Opportunities in overlooked, less-efficient markets

These smaller Asian markets tend to trade more cheaply than the largest markets in the region, particularly India. They are often overlooked by investors in the region, who choose to focus their analytical resources on the largest markets. Thom says South East Asian markets in particular have been out of favour for a long time and valuations now appear increasingly attractive. Investors may also have been deterred by volatility (Vietnam) or weak governance (Korea), but in general these are problems that are improving over time.

The problem, as Thom points out, is that strong macroeconomic forces and low valuations do not necessarily translate into share price performance. He admits that he struggles to find companies that fit abrdn’s quality criteria and have sufficient liquidity within these smaller markets. While he can hold ‘frontier’ economies such as Bangladesh or Sri Lanka, he has limited holdings there. “Asian companies often have a single, large dominant shareholder, so free float is also relevant”.

This has been a perennial problem with Vietnam as well. While liquidity is improving – it is around 4x higher than in 2020 – companies still have foreign ownership restrictions. Equally, says Martin, its stock market is 90% owned by retail investors, which creates volatility. These problems are less in evidence in the mature markets of Singapore, Korea or Taiwan.

Asian smaller companies require a targeted approach

If investors are convinced of the growth prospects for companies in these smaller economies, they will need to be targeted in their approach. In general, the large diversified trusts won’t give a lot of exposure to these countries. Thom’s abrdn New Dawn has holdings in the Philippines, Vietnam, Indonesia and Singapore, but still only has around one-third of its holdings outside China/Hong Kong, India and Australia.

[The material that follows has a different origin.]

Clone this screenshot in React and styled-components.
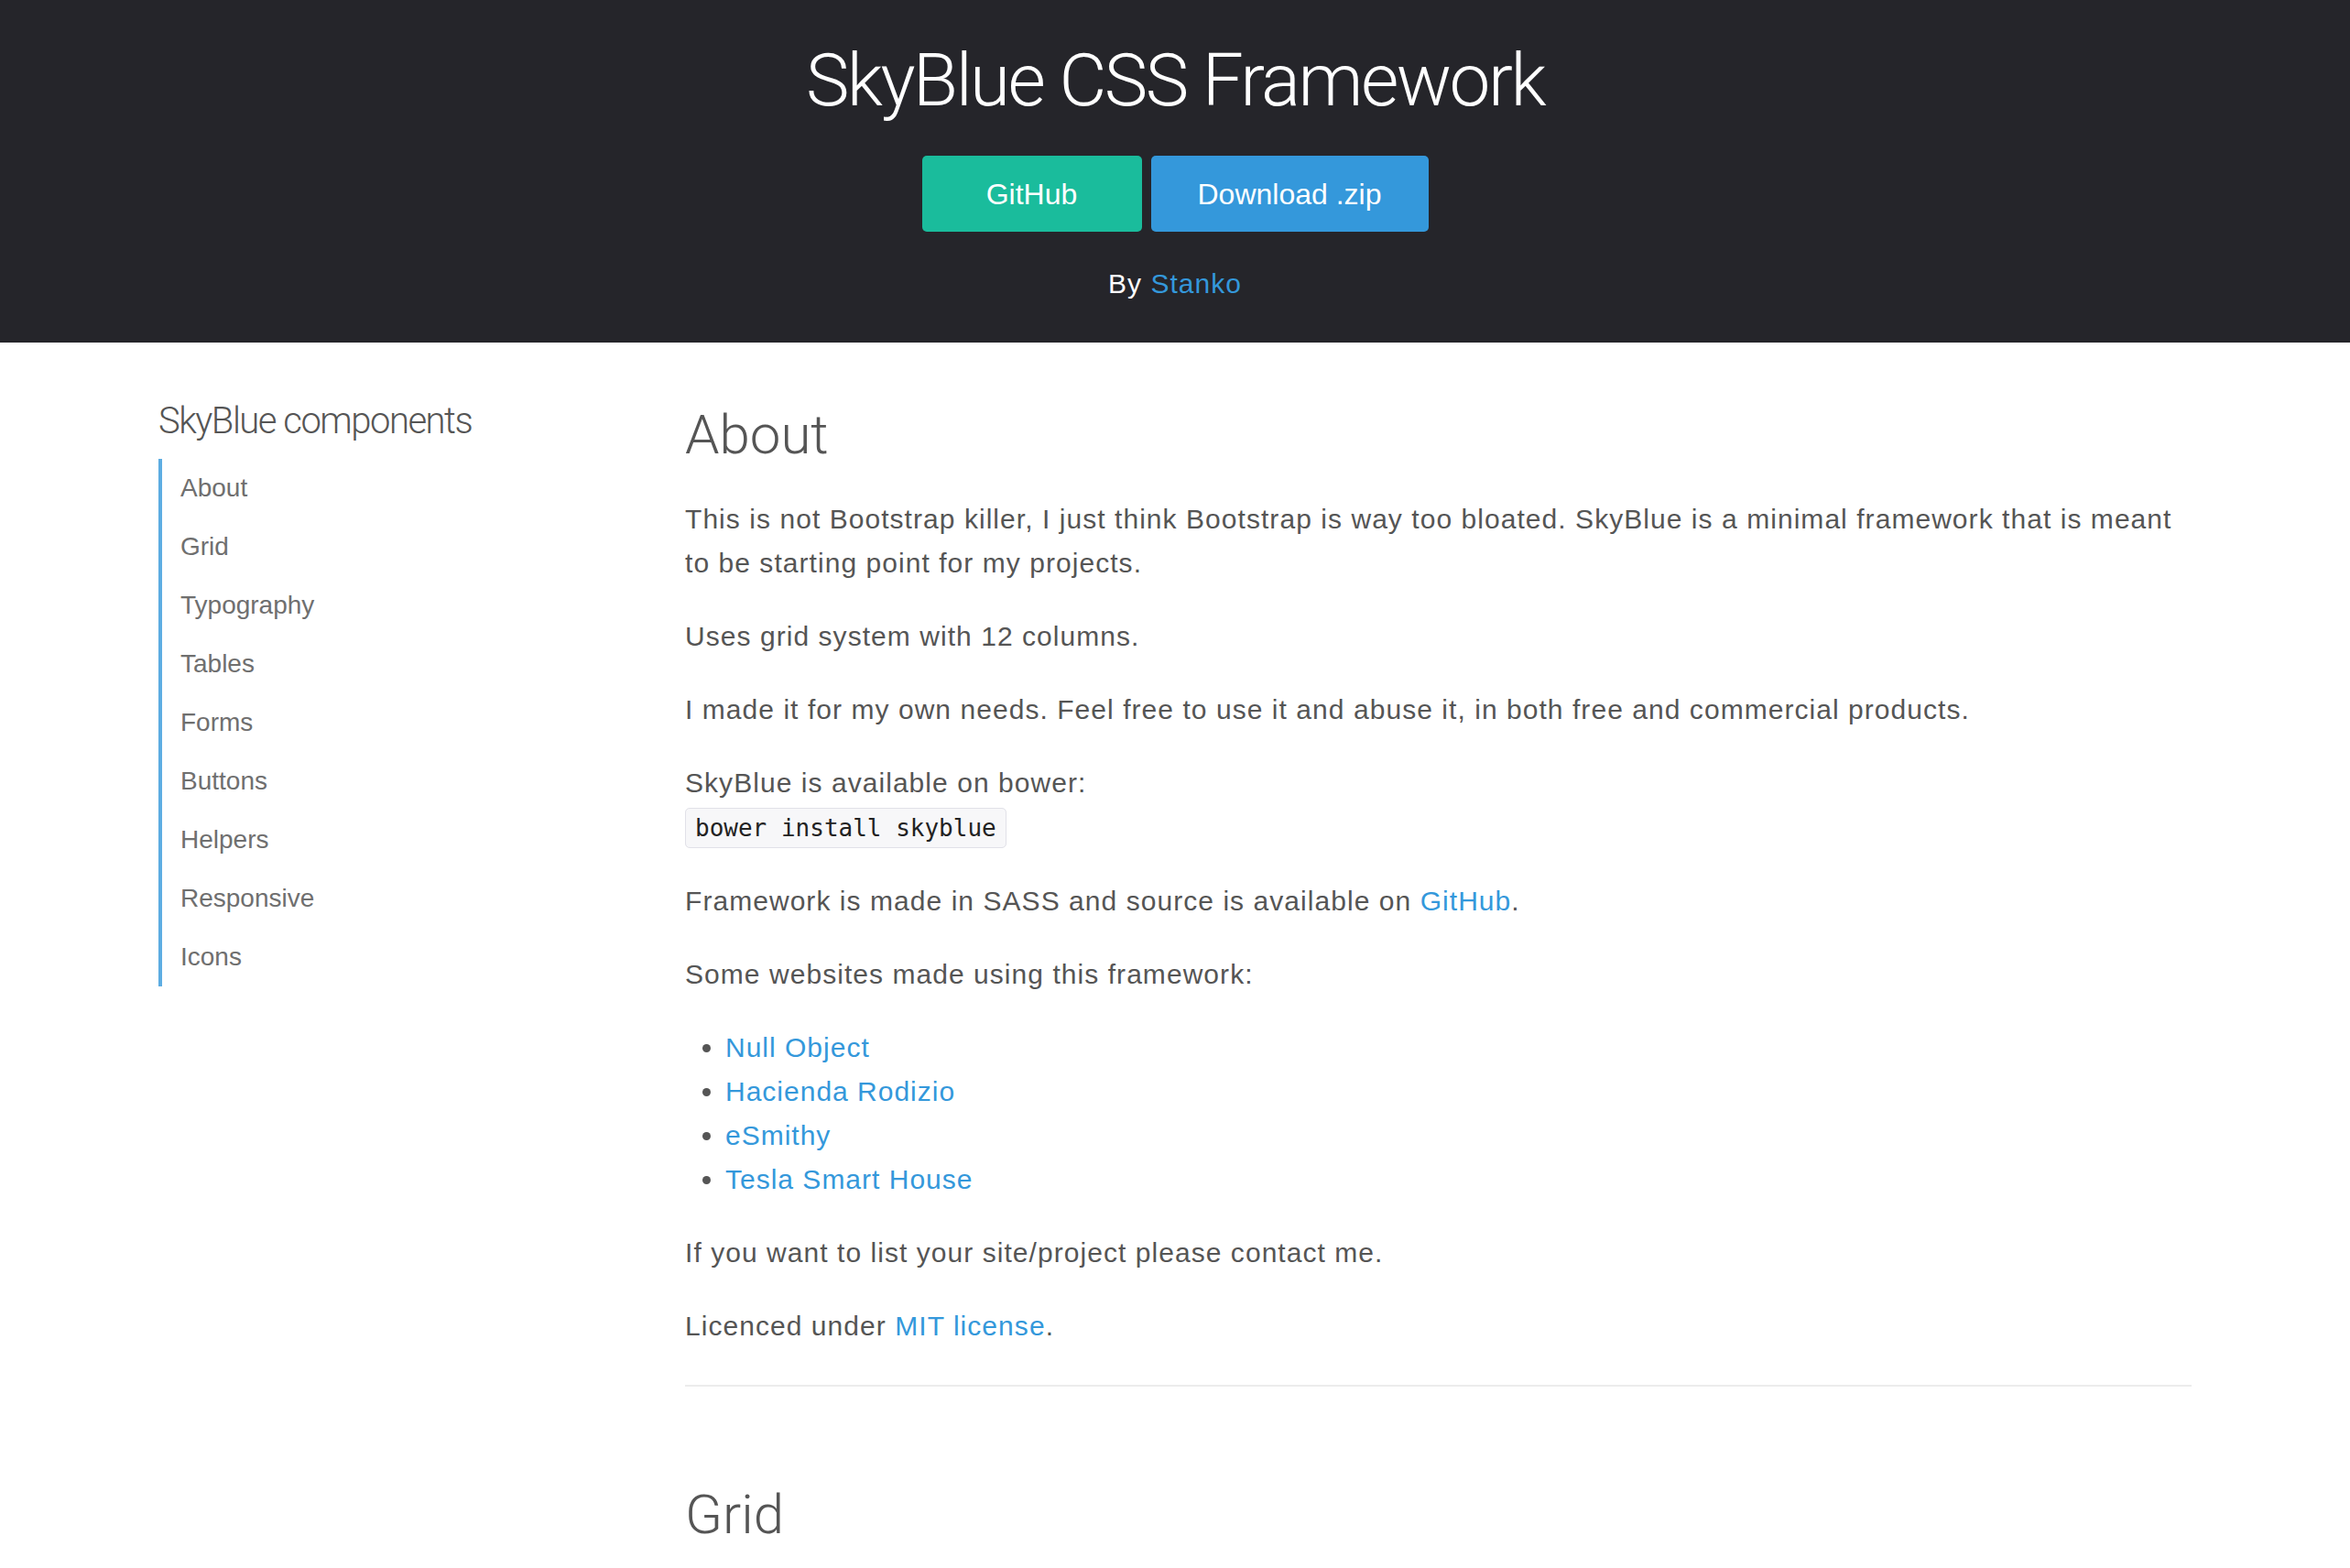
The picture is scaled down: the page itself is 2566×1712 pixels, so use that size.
import React from 'react';
import styled, { createGlobalStyle } from 'styled-components';

const GlobalStyle = createGlobalStyle`
	html, body {
		margin: 0;
		padding: 0;
		background: #fff;
	}
	body {
		font-family: 'Liberation Sans', Arial, sans-serif;
		font-size: 30px;
		line-height: 48px;
		color: #555;
	}
	a {
		color: #3498db;
		text-decoration: none;
	}
`;

const navItems = ['About', 'Grid', 'Typography', 'Tables', 'Forms', 'Buttons', 'Helpers', 'Responsive', 'Icons'];

const sites = ['Null Object', 'Hacienda Rodizio', 'eSmithy', 'Tesla Smart House'];

const Header = styled.header`
	background: #25252a;
	color: #fff;
	text-align: center;
	padding: 40px 0 40px;
`;

const Title = styled.h1`
	margin: 0;
	font-family: 'Roboto', 'Liberation Sans', sans-serif;
	font-weight: 300;
	font-size: 80px;
	line-height: 96px;
	letter-spacing: -2.5px;
`;

const ButtonRow = styled.div`
	display: flex;
	justify-content: center;
	gap: 10px;
	margin-top: 34px;
`;

const Button = styled.a`
	display: inline-flex;
	align-items: center;
	justify-content: center;
	height: 83px;
	min-width: 240px;
	box-sizing: border-box;
	padding: 0 51px;
	border-radius: 5px;
	font-size: 32px;
	color: #fff;
	background: ${(p) => (p.$variant === 'green' ? '#1abc9c' : '#3498db')};
`;

const Byline = styled.p`
	margin: 33px 0 0;
	font-size: 30px;
	letter-spacing: 1px;
`;

const Layout = styled.div`
	box-sizing: border-box;
	max-width: 2340px;
	margin: 0 auto;
	padding: 62px 60px 0;
	display: grid;
	grid-template-columns: 575px 1fr;
	align-items: start;
`;

const Sidebar = styled.aside``;

const SidebarTitle = styled.h3`
	margin: 0 0 17px;
	font-family: 'Roboto', 'Liberation Sans', sans-serif;
	font-weight: 300;
	font-size: 40px;
	line-height: 48px;
	letter-spacing: -1.5px;
	color: #555;
`;

const Nav = styled.ul`
	list-style: none;
	margin: 0;
	padding: 0 0 0 20px;
	border-left: 4px solid #5dade2;
`;

const NavLink = styled.a`
	display: block;
	font-size: 28px;
	line-height: 64px;
	color: #6f6f6f;
`;

const Main = styled.main``;

const SectionTitle = styled.h2`
	margin: 3px 0 32px;
	font-family: 'Roboto', 'Liberation Sans', sans-serif;
	font-weight: 300;
	font-size: 60px;
	line-height: 72px;
	color: #555;
`;

const Text = styled.p`
	margin: 0 0 32px;
	letter-spacing: 1.05px;
`;

const Code = styled.code`
	font-family: 'DejaVu Sans Mono', 'Liberation Mono', monospace;
	font-size: 26px;
	letter-spacing: 0;
	color: #222;
	background: #f7f7f9;
	border: 1px solid #e1e1e8;
	border-radius: 5px;
	padding: 6px 10px;
`;

const SiteList = styled.ul`
	margin: 0 0 32px;
	padding-left: 44px;
	letter-spacing: 1px;
`;

const Rule = styled.hr`
	border: 0;
	border-top: 2px solid #ececec;
	margin: 40px 0 104px;
`;

const App = () => {
	return (
		<>
			<GlobalStyle />
			<Header>
				<Title>SkyBlue CSS Framework</Title>
				<ButtonRow>
					<Button $variant="green" href="#">GitHub</Button>
					<Button $variant="blue" href="#">Download .zip</Button>
				</ButtonRow>
				<Byline>
					By <a href="#">Stanko</a>
				</Byline>
			</Header>
			<Layout>
				<Sidebar>
					<SidebarTitle>SkyBlue components</SidebarTitle>
					<Nav>
						{navItems.map((item) => (
							<li key={item}>
								<NavLink href="#">{item}</NavLink>
							</li>
						))}
					</Nav>
				</Sidebar>
				<Main>
					<section>
						<SectionTitle>About</SectionTitle>
						<Text>
							This is not Bootstrap killer, I just think Bootstrap is way too bloated. SkyBlue is a minimal
							framework that is meant to be starting point for my projects.
						</Text>
						<Text>Uses grid system with 12 columns.</Text>
						<Text>I made it for my own needs. Feel free to use it and abuse it, in both free and commercial products.</Text>
						<Text>
							SkyBlue is available on bower:
							<br />
							<Code>bower install skyblue</Code>
						</Text>
						<Text>
							Framework is made in SASS and source is available on <a href="#">GitHub</a>.
						</Text>
						<Text>Some websites made using this framework:</Text>
						<SiteList>
							{sites.map((site) => (
								<li key={site}>
									<a href="#">{site}</a>
								</li>
							))}
						</SiteList>
						<Text>If you want to list your site/project please contact me.</Text>
						<Text>
							Licenced under <a href="#">MIT license</a>.
						</Text>
					</section>
					<Rule />
					<section>
						<SectionTitle>Grid</SectionTitle>
					</section>
				</Main>
			</Layout>
		</>
	);
};

export default App;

Its stablemate, abrdn Asia Focus, is more focused on these smaller markets, with around 70% of its holdings outside China/Hong Kong and India, including 10% in Indonesia, 5% in Vietnam and 6% in Thailand. Although the mandate recently changed to raise the size cap for companies in the portfolio – allowing the introduction of Chinese smaller companies – manager Gabriel Sacks still finds more opportunities elsewhere. He believes these markets give investors access to domestic growth in Asia, rather than the large multi-nationals that dominate the Indian and Chinese markets.

Concentrated exposure through, for example, a dedicated Vietnam fund, is often boom or bust. Vietnam Holding, for example, is up 70% over three years, but down 17% over one year. It is an exciting ride, but may not be to everyone’s tastes. The Weiss Korea fund is up 26.3% over three years and down 11.8% over one year.

Despite their limitations, Asia’s smaller markets offer access to key structural trends across Asia, and may side-step some of the geopolitical issues associated with the region’s larger markets. They are growing in economic power and influence and could represent an important growth option for the future.